** start Data excerpt **
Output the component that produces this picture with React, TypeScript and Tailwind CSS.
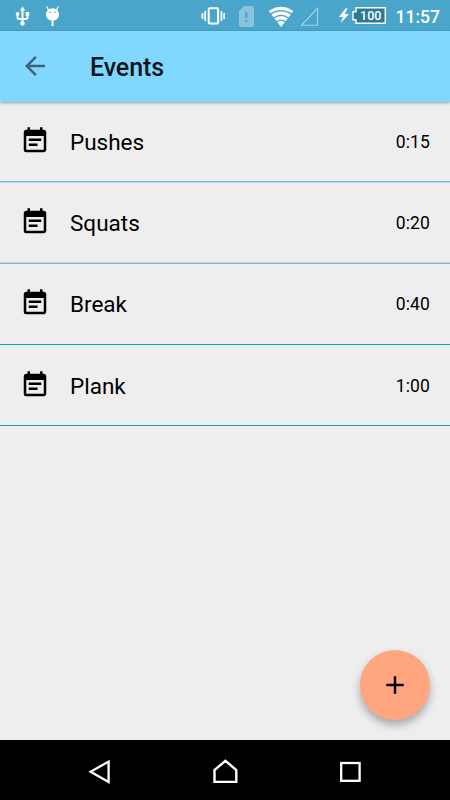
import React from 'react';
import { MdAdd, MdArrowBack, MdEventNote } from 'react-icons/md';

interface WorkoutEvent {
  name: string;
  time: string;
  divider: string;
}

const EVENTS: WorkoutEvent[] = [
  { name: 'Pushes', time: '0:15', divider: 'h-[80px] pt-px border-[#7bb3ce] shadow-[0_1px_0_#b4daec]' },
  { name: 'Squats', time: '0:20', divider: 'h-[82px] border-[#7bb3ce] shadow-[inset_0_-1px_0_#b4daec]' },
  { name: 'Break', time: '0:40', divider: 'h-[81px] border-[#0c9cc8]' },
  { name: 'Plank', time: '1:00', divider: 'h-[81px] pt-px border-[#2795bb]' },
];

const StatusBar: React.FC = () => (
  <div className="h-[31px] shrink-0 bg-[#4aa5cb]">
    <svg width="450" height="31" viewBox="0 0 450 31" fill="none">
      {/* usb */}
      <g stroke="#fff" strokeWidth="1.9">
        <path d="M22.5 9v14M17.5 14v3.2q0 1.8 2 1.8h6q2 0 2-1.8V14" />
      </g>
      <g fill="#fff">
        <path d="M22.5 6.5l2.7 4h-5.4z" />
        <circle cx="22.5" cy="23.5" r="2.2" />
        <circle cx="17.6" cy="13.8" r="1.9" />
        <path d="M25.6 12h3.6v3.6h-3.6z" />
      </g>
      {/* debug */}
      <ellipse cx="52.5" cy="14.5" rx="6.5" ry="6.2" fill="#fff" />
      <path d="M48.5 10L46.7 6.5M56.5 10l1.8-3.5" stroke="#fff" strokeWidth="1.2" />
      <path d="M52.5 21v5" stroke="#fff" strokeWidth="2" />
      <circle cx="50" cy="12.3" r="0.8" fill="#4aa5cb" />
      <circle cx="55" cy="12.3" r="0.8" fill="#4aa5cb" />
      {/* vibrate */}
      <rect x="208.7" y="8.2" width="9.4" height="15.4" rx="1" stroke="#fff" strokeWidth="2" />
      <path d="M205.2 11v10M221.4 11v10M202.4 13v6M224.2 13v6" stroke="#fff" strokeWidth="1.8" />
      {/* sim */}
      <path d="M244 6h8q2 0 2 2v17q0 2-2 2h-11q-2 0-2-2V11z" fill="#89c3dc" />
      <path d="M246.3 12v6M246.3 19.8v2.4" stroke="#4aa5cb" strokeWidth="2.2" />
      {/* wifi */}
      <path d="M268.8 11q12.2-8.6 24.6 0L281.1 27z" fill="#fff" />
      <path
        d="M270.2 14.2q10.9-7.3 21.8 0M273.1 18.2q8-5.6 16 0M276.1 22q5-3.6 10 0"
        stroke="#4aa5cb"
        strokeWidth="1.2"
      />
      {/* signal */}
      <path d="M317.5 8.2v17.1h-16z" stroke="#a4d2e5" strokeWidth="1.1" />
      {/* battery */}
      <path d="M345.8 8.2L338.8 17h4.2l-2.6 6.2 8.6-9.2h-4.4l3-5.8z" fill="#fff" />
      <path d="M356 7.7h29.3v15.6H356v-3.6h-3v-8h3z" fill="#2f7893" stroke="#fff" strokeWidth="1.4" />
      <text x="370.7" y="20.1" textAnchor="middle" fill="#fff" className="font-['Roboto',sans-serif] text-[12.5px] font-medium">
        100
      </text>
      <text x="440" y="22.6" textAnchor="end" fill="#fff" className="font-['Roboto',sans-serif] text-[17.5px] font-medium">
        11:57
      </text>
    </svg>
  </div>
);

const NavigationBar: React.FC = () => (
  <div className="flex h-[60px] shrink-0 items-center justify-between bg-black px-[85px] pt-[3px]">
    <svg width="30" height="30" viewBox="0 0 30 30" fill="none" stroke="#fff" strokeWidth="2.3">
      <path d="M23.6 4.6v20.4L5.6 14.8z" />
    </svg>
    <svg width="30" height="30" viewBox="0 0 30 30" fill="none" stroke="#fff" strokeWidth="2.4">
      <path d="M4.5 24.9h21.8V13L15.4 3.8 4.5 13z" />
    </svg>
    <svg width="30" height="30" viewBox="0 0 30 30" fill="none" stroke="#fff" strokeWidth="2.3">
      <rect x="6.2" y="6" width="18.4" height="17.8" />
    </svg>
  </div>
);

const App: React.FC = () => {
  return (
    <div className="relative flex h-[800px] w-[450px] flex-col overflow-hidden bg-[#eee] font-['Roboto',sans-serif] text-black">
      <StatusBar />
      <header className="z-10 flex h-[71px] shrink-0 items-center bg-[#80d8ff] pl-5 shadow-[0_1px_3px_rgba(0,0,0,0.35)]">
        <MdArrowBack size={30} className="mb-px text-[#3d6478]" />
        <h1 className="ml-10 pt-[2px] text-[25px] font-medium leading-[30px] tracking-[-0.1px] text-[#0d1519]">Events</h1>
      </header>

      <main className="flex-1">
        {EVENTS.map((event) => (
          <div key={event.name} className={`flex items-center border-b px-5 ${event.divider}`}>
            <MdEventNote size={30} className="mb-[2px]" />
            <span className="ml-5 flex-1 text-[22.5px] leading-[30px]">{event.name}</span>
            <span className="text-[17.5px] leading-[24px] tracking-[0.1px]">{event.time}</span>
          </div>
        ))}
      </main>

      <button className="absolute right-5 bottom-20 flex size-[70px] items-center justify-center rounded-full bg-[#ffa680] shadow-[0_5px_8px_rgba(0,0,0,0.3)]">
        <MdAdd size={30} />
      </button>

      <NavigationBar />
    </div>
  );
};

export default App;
** end Data excerpt **
Extract the full listing above verbatim; pictures are to be left out of the copy.

Solved problem:
Output the component that produces this picture with React, TypeScript and Tailwind CSS.
import React from 'react';
import { MdAdd, MdArrowBack, MdEventNote } from 'react-icons/md';

interface WorkoutEvent {
  name: string;
  time: string;
  divider: string;
}

const EVENTS: WorkoutEvent[] = [
  { name: 'Pushes', time: '0:15', divider: 'h-[80px] pt-px border-[#7bb3ce] shadow-[0_1px_0_#b4daec]' },
  { name: 'Squats', time: '0:20', divider: 'h-[82px] border-[#7bb3ce] shadow-[inset_0_-1px_0_#b4daec]' },
  { name: 'Break', time: '0:40', divider: 'h-[81px] border-[#0c9cc8]' },
  { name: 'Plank', time: '1:00', divider: 'h-[81px] pt-px border-[#2795bb]' },
];

const StatusBar: React.FC = () => (
  <div className="h-[31px] shrink-0 bg-[#4aa5cb]">
    <svg width="450" height="31" viewBox="0 0 450 31" fill="none">
      {/* usb */}
      <g stroke="#fff" strokeWidth="1.9">
        <path d="M22.5 9v14M17.5 14v3.2q0 1.8 2 1.8h6q2 0 2-1.8V14" />
      </g>
      <g fill="#fff">
        <path d="M22.5 6.5l2.7 4h-5.4z" />
        <circle cx="22.5" cy="23.5" r="2.2" />
        <circle cx="17.6" cy="13.8" r="1.9" />
        <path d="M25.6 12h3.6v3.6h-3.6z" />
      </g>
      {/* debug */}
      <ellipse cx="52.5" cy="14.5" rx="6.5" ry="6.2" fill="#fff" />
      <path d="M48.5 10L46.7 6.5M56.5 10l1.8-3.5" stroke="#fff" strokeWidth="1.2" />
      <path d="M52.5 21v5" stroke="#fff" strokeWidth="2" />
      <circle cx="50" cy="12.3" r="0.8" fill="#4aa5cb" />
      <circle cx="55" cy="12.3" r="0.8" fill="#4aa5cb" />
      {/* vibrate */}
      <rect x="208.7" y="8.2" width="9.4" height="15.4" rx="1" stroke="#fff" strokeWidth="2" />
      <path d="M205.2 11v10M221.4 11v10M202.4 13v6M224.2 13v6" stroke="#fff" strokeWidth="1.8" />
      {/* sim */}
      <path d="M244 6h8q2 0 2 2v17q0 2-2 2h-11q-2 0-2-2V11z" fill="#89c3dc" />
      <path d="M246.3 12v6M246.3 19.8v2.4" stroke="#4aa5cb" strokeWidth="2.2" />
      {/* wifi */}
      <path d="M268.8 11q12.2-8.6 24.6 0L281.1 27z" fill="#fff" />
      <path
        d="M270.2 14.2q10.9-7.3 21.8 0M273.1 18.2q8-5.6 16 0M276.1 22q5-3.6 10 0"
        stroke="#4aa5cb"
        strokeWidth="1.2"
      />
      {/* signal */}
      <path d="M317.5 8.2v17.1h-16z" stroke="#a4d2e5" strokeWidth="1.1" />
      {/* battery */}
      <path d="M345.8 8.2L338.8 17h4.2l-2.6 6.2 8.6-9.2h-4.4l3-5.8z" fill="#fff" />
      <path d="M356 7.7h29.3v15.6H356v-3.6h-3v-8h3z" fill="#2f7893" stroke="#fff" strokeWidth="1.4" />
      <text x="370.7" y="20.1" textAnchor="middle" fill="#fff" className="font-['Roboto',sans-serif] text-[12.5px] font-medium">
        100
      </text>
      <text x="440" y="22.6" textAnchor="end" fill="#fff" className="font-['Roboto',sans-serif] text-[17.5px] font-medium">
        11:57
      </text>
    </svg>
  </div>
);

const NavigationBar: React.FC = () => (
  <div className="flex h-[60px] shrink-0 items-center justify-between bg-black px-[85px] pt-[3px]">
    <svg width="30" height="30" viewBox="0 0 30 30" fill="none" stroke="#fff" strokeWidth="2.3">
      <path d="M23.6 4.6v20.4L5.6 14.8z" />
    </svg>
    <svg width="30" height="30" viewBox="0 0 30 30" fill="none" stroke="#fff" strokeWidth="2.4">
      <path d="M4.5 24.9h21.8V13L15.4 3.8 4.5 13z" />
    </svg>
    <svg width="30" height="30" viewBox="0 0 30 30" fill="none" stroke="#fff" strokeWidth="2.3">
      <rect x="6.2" y="6" width="18.4" height="17.8" />
    </svg>
  </div>
);

const App: React.FC = () => {
  return (
    <div className="relative flex h-[800px] w-[450px] flex-col overflow-hidden bg-[#eee] font-['Roboto',sans-serif] text-black">
      <StatusBar />
      <header className="z-10 flex h-[71px] shrink-0 items-center bg-[#80d8ff] pl-5 shadow-[0_1px_3px_rgba(0,0,0,0.35)]">
        <MdArrowBack size={30} className="mb-px text-[#3d6478]" />
        <h1 className="ml-10 pt-[2px] text-[25px] font-medium leading-[30px] tracking-[-0.1px] text-[#0d1519]">Events</h1>
      </header>

      <main className="flex-1">
        {EVENTS.map((event) => (
          <div key={event.name} className={`flex items-center border-b px-5 ${event.divider}`}>
            <MdEventNote size={30} className="mb-[2px]" />
            <span className="ml-5 flex-1 text-[22.5px] leading-[30px]">{event.name}</span>
            <span className="text-[17.5px] leading-[24px] tracking-[0.1px]">{event.time}</span>
          </div>
        ))}
      </main>

      <button className="absolute right-5 bottom-20 flex size-[70px] items-center justify-center rounded-full bg-[#ffa680] shadow-[0_5px_8px_rgba(0,0,0,0.3)]">
        <MdAdd size={30} />
      </button>

      <NavigationBar />
    </div>
  );
};

export default App;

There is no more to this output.